Of the dairy farm soil samples analysed by Teagasc in 2017, just 15% had optimal soil fertility levels as indicated by soil pH, phosphorous (P) and potassium (K), delegates were told at the Soil Fertility Conference earlier this week.

Across all grassland farms, it was outlined, soil test results indicated that 88% of grassland fields have sub-optimal soil fertility. In addition, approximately 47% of soil samples from grassland farms still have below target soil pH, indicating that lime applications are required.

It was also noted that only 33% of dairy farms are applying lime on a regular basis, which indicates that more emphasis on lime application is needed to reduce soil acidity.

Speaking at the event, Dr. David Wall – leader of the Teagasc Soil Fertility Research programme at Johnstown Castle – said: “Understanding the basic principles or fertiliser management is critical for a sustainable farming business.

Fertiliser inputs represent a significant cost, but are necessary for driving high grass, milk and meat outputs.

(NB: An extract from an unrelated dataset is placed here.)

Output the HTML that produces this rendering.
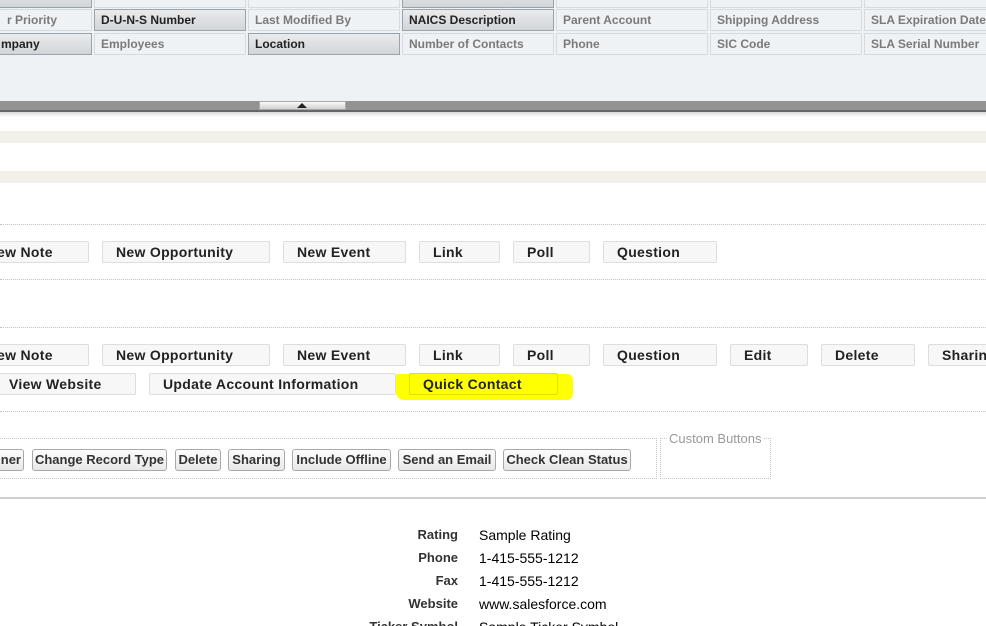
<!DOCTYPE html>
<html><head><meta charset="utf-8"><style>
*{margin:0;padding:0;box-sizing:border-box}
html,body{width:986px;height:626px;overflow:hidden}
body{background:#fff;font-family:"Liberation Sans",Arial,sans-serif;position:relative}
.a{position:absolute}
.panel{left:0;top:0;width:986px;height:101px;background:#eff2f5}
.c{position:absolute;height:22px;width:152px;border:1px solid #d5dbe0;background:#eff2f5;color:#7a7a7a;font-weight:bold;font-size:12px;line-height:20px;padding-left:6px;white-space:nowrap;overflow:hidden}
.c.d{border-color:#9aa2aa;background:linear-gradient(#e9ebed,#d2d5d8);color:#222}
.bar{left:0;top:101px;width:986px;height:11px;background:#939393;border-bottom:2px solid #666}
.sh{left:0;top:112px;width:986px;height:5px;background:linear-gradient(#d8d8d8,#fff)}
.handle{left:259px;top:101px;width:87px;height:9px;background:linear-gradient(#fafafa,#d0d0d0);border:1px solid #aaa}
.beige{left:0;width:986px;height:12px;background:#f1f1e9}
.dot{left:0;width:986px;border-top:1px dotted #c4c4c4;height:0}
.b{position:absolute;height:22px;border:1px solid #dedede;background:#f7f7f7;border-radius:2px;font-weight:bold;font-size:14px;color:#222;line-height:20px;padding-left:13px;letter-spacing:.3px;white-space:nowrap;overflow:hidden}
.k{position:absolute;top:449px;height:22px;border:1px solid #a9a9a9;border-radius:3px;background:linear-gradient(#fdfdfd,#e8e8e8);font-weight:bold;font-size:13px;color:#333;line-height:20px;text-align:center;white-space:nowrap;overflow:hidden}
.l{position:absolute;right:528px;font-weight:bold;font-size:13px;color:#333;text-align:right;white-space:nowrap}
.v{position:absolute;left:479px;font-size:14px;color:#000;white-space:nowrap}
</style></head><body>
<div class="a panel"></div>
<div class="c d" style="left:-60px;top:-14px"></div>
<div class="c" style="left:94px;top:-14px"></div>
<div class="c" style="left:248px;top:-14px"></div>
<div class="c d" style="left:402px;top:-14px"></div>
<div class="c" style="left:556px;top:-14px"></div>
<div class="c" style="left:710px;top:-14px"></div>
<div class="c" style="left:864px;top:-14px"></div>

<div class="c" style="left:-60px;top:9px;padding-left:66px">r Priority</div>
<div class="c d" style="left:94px;top:9px">D-U-N-S Number</div>
<div class="c" style="left:248px;top:9px">Last Modified By</div>
<div class="c d" style="left:402px;top:9px">NAICS Description</div>
<div class="c" style="left:556px;top:9px">Parent Account</div>
<div class="c" style="left:710px;top:9px">Shipping Address</div>
<div class="c" style="left:864px;top:9px">SLA Expiration Date</div>

<div class="c d" style="left:-60px;top:33px;padding-left:60px">mpany</div>
<div class="c" style="left:94px;top:33px">Employees</div>
<div class="c d" style="left:248px;top:33px">Location</div>
<div class="c" style="left:402px;top:33px">Number of Contacts</div>
<div class="c" style="left:556px;top:33px">Phone</div>
<div class="c" style="left:710px;top:33px">SIC Code</div>
<div class="c" style="left:864px;top:33px">SLA Serial Number</div>

<div class="a bar"></div>
<div class="a sh"></div>
<div class="a handle"><div style="position:absolute;left:37px;top:1px;width:0;height:0;border-left:5px solid transparent;border-right:5px solid transparent;border-bottom:5px solid #222"></div></div>

<div class="a beige" style="top:131px"></div>
<div class="a beige" style="top:171px"></div>

<div class="a dot" style="top:224px"></div>
<div class="a dot" style="top:279px"></div>
<div class="a dot" style="top:327px"></div>
<div class="a dot" style="top:411px"></div>

<div class="b" style="left:-40px;top:241px;width:129px;padding-left:36px">ew Note</div>
<div class="b" style="left:102px;top:241px;width:168px">New Opportunity</div>
<div class="b" style="left:283px;top:241px;width:123px">New Event</div>
<div class="b" style="left:419px;top:241px;width:81px">Link</div>
<div class="b" style="left:513px;top:241px;width:77px">Poll</div>
<div class="b" style="left:603px;top:241px;width:114px">Question</div>

<div class="b" style="left:-40px;top:344px;width:129px;padding-left:36px">ew Note</div>
<div class="b" style="left:102px;top:344px;width:168px">New Opportunity</div>
<div class="b" style="left:283px;top:344px;width:123px">New Event</div>
<div class="b" style="left:419px;top:344px;width:81px">Link</div>
<div class="b" style="left:513px;top:344px;width:77px">Poll</div>
<div class="b" style="left:603px;top:344px;width:114px">Question</div>
<div class="b" style="left:730px;top:344px;width:78px">Edit</div>
<div class="b" style="left:821px;top:344px;width:94px">Delete</div>
<div class="b" style="left:928px;top:344px;width:80px">Sharing</div>

<div class="a" style="left:396px;top:374px;width:177px;height:26px;background:#ffff00;border-radius:2px 6px 6px 8px"></div>
<div class="b" style="left:-10px;top:373px;width:146px;padding-left:18px">View Website</div>
<div class="b" style="left:149px;top:373px;width:247px">Update Account Information</div>
<div class="b" style="left:409px;top:373px;width:149px;background:#ffff00;border-color:#e0e000">Quick Contact</div>

<div class="a" style="left:-2px;top:438px;width:659px;height:41px;border:1px dotted #c4c4c4"></div>
<div class="a" style="left:660px;top:438px;width:111px;height:41px;border:1px dotted #c4c4c4"></div>
<div class="a" style="left:667px;top:431px;background:#fff;padding:0 2px;font-size:13px;color:#999">Custom Buttons</div>

<div class="k" style="left:-20px;width:44px;text-align:right;padding-right:2px">ner</div>
<div class="k" style="left:32px;width:135px">Change Record Type</div>
<div class="k" style="left:175px;width:46px">Delete</div>
<div class="k" style="left:228px;width:57px">Sharing</div>
<div class="k" style="left:292px;width:99px">Include Offline</div>
<div class="k" style="left:398px;width:98px">Send an Email</div>
<div class="k" style="left:503px;width:128px">Check Clean Status</div>

<div class="a" style="left:0;top:497px;width:986px;height:2px;background:#cfcfcf"></div>

<div class="l" style="top:527px">Rating</div><div class="v" style="top:527px">Sample Rating</div>
<div class="l" style="top:550px">Phone</div><div class="v" style="top:550px">1-415-555-1212</div>
<div class="l" style="top:573px">Fax</div><div class="v" style="top:573px">1-415-555-1212</div>
<div class="l" style="top:596px">Website</div><div class="v" style="top:596px">www.salesforce.com</div>
<div class="l" style="top:619px">Ticker Symbol</div><div class="v" style="top:619px">Sample Ticker Symbol</div>
</body></html>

“Getting the basics correct by applying lime, maximising slurry and manure nutrient resources and selecting the right fertiliser product, and applying it at the right rate and right time, will go a long way to improving production, profitability and sustainability on grassland farms.”

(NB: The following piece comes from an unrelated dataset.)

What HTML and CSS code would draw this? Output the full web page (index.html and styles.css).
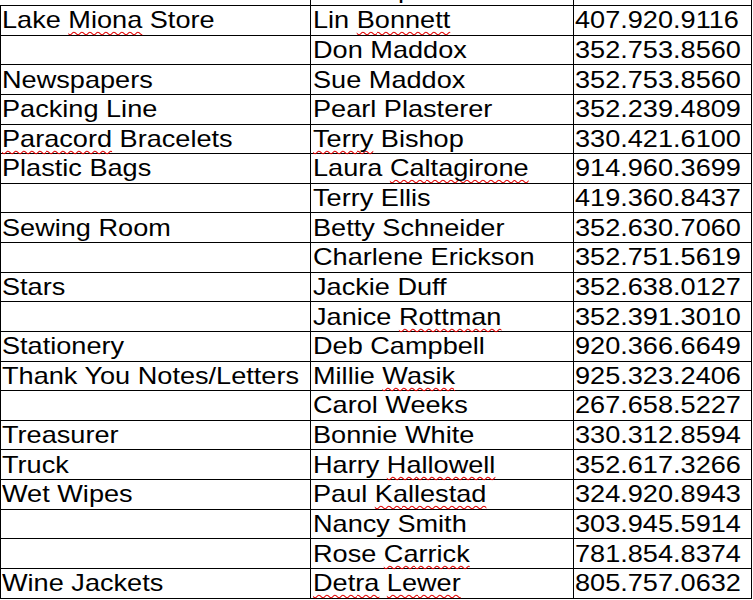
FILE: index.html
```html
<!DOCTYPE html>
<html>
<head>
<meta charset="utf-8">
<link rel="stylesheet" href="styles.css">
</head>
<body>
<div class="head">
  <div class="hcell"></div>
  <div class="hcell hp"><span class="t hp-t">p</span></div>
  <div class="hcell"></div>
</div>
<div class="sheet">
  <div class="c c1"><span class="t">Lake <span class="sp">Miona</span> Store</span></div>
  <div class="c c2"><span class="t">Lin <span class="sp">Bonnett</span></span></div>
  <div class="c c3"><span class="t">407.920.9116</span></div>

  <div class="c c1"></div>
  <div class="c c2"><span class="t">Don Maddox</span></div>
  <div class="c c3"><span class="t">352.753.8560</span></div>

  <div class="c c1"><span class="t">Newspapers</span></div>
  <div class="c c2"><span class="t">Sue Maddox</span></div>
  <div class="c c3"><span class="t">352.753.8560</span></div>

  <div class="c c1"><span class="t">Packing Line</span></div>
  <div class="c c2"><span class="t">Pearl Plasterer</span></div>
  <div class="c c3"><span class="t">352.239.4809</span></div>

  <div class="c c1"><span class="t"><span class="sp">Paracord</span> Bracelets</span></div>
  <div class="c c2"><span class="t"><span class="sp">Terry</span> Bishop</span></div>
  <div class="c c3"><span class="t">330.421.6100</span></div>

  <div class="c c1"><span class="t">Plastic Bags</span></div>
  <div class="c c2"><span class="t">Laura <span class="sp">Caltagirone</span></span></div>
  <div class="c c3"><span class="t">914.960.3699</span></div>

  <div class="c c1"></div>
  <div class="c c2"><span class="t">Terry Ellis</span></div>
  <div class="c c3"><span class="t">419.360.8437</span></div>

  <div class="c c1"><span class="t">Sewing Room</span></div>
  <div class="c c2"><span class="t">Betty Schneider</span></div>
  <div class="c c3"><span class="t">352.630.7060</span></div>

  <div class="c c1"></div>
  <div class="c c2"><span class="t">Charlene Erickson</span></div>
  <div class="c c3"><span class="t">352.751.5619</span></div>

  <div class="c c1"><span class="t">Stars</span></div>
  <div class="c c2"><span class="t">Jackie Duff</span></div>
  <div class="c c3"><span class="t">352.638.0127</span></div>

  <div class="c c1"></div>
  <div class="c c2"><span class="t">Janice <span class="sp">Rottman</span></span></div>
  <div class="c c3"><span class="t">352.391.3010</span></div>

  <div class="c c1"><span class="t">Stationery</span></div>
  <div class="c c2"><span class="t">Deb Campbell</span></div>
  <div class="c c3"><span class="t">920.366.6649</span></div>

  <div class="c c1"><span class="t">Thank You Notes/Letters</span></div>
  <div class="c c2"><span class="t">Millie <span class="sp">Wasik</span></span></div>
  <div class="c c3"><span class="t">925.323.2406</span></div>

  <div class="c c1"></div>
  <div class="c c2"><span class="t">Carol Weeks</span></div>
  <div class="c c3"><span class="t">267.658.5227</span></div>

  <div class="c c1"><span class="t">Treasurer</span></div>
  <div class="c c2"><span class="t">Bonnie White</span></div>
  <div class="c c3"><span class="t">330.312.8594</span></div>

  <div class="c c1"><span class="t">Truck</span></div>
  <div class="c c2"><span class="t">Harry <span class="sp">Hallowell</span></span></div>
  <div class="c c3"><span class="t">352.617.3266</span></div>

  <div class="c c1"><span class="t">Wet Wipes</span></div>
  <div class="c c2"><span class="t">Paul <span class="sp">Kallestad</span></span></div>
  <div class="c c3"><span class="t">324.920.8943</span></div>

  <div class="c c1"></div>
  <div class="c c2"><span class="t">Nancy Smith</span></div>
  <div class="c c3"><span class="t">303.945.5914</span></div>

  <div class="c c1"></div>
  <div class="c c2"><span class="t">Rose <span class="sp">Carrick</span></span></div>
  <div class="c c3"><span class="t">781.854.8374</span></div>

  <div class="c c1"><span class="t">Wine Jackets</span></div>
  <div class="c c2"><span class="t"><span class="sp">Detra</span> <span class="sp">Lewer</span></span></div>
  <div class="c c3"><span class="t">805.757.0632</span></div>
</div>
</body>
</html>
```
FILE: styles.css
```css
html, body {
  margin: 0;
  padding: 0;
  background: #fff;
  overflow: hidden;
}
body {
  width: 753px;
  height: 600px;
  font-family: "Liberation Sans", Arial, sans-serif;
  font-size: 24px;
  color: #000;
}
.head {
  display: grid;
  grid-template-columns: 310px 263px 178px;
  height: 5px;
  padding-left: 1px;
}
.hcell {
  border-right: 1px solid #000;
  overflow: hidden;
  height: 5px;
  display: flex;
  align-items: flex-start;
}
.hp {
  padding-left: 87px;
}
.hp-t {
  margin-top: -22px;
  line-height: 24px;
}
.sheet {
  display: grid;
  grid-template-columns: 310px 263px 178px;
  grid-auto-rows: 29.63px;
  border-top: 1px solid #000;
  border-left: 1px solid #000;
  width: 751px;
}
.c {
  border-right: 1px solid #000;
  border-bottom: 1px solid #000;
  display: flex;
  align-items: center;
  line-height: 24px;
  white-space: nowrap;
  overflow: visible;
}
.c1 { padding-left: 1px; }
.c2 { padding-left: 2px; }
.c3 { padding-left: 1px; }
.t {
  display: inline-block;
  transform: scaleX(1.13);
  transform-origin: left center;
}
.sp {
  text-decoration: underline wavy #e00000;
  text-decoration-thickness: 1px;
  text-underline-offset: 3px;
  text-decoration-skip-ink: none;
}
```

Wall noted that implementing the correct fertiliser programme in spring to deliver the nutrients required is critical for early grass growth and turnout. It also sets the farm up for the growing season ahead.

He also outlined that low soil fertility (soil P or K at index 1 or 2) equates to reductions in grass growth potential in excess of 3t/ha/year, which is worth almost €540/ha/year on a dairy farm or €315/ha/year on a drystock farm.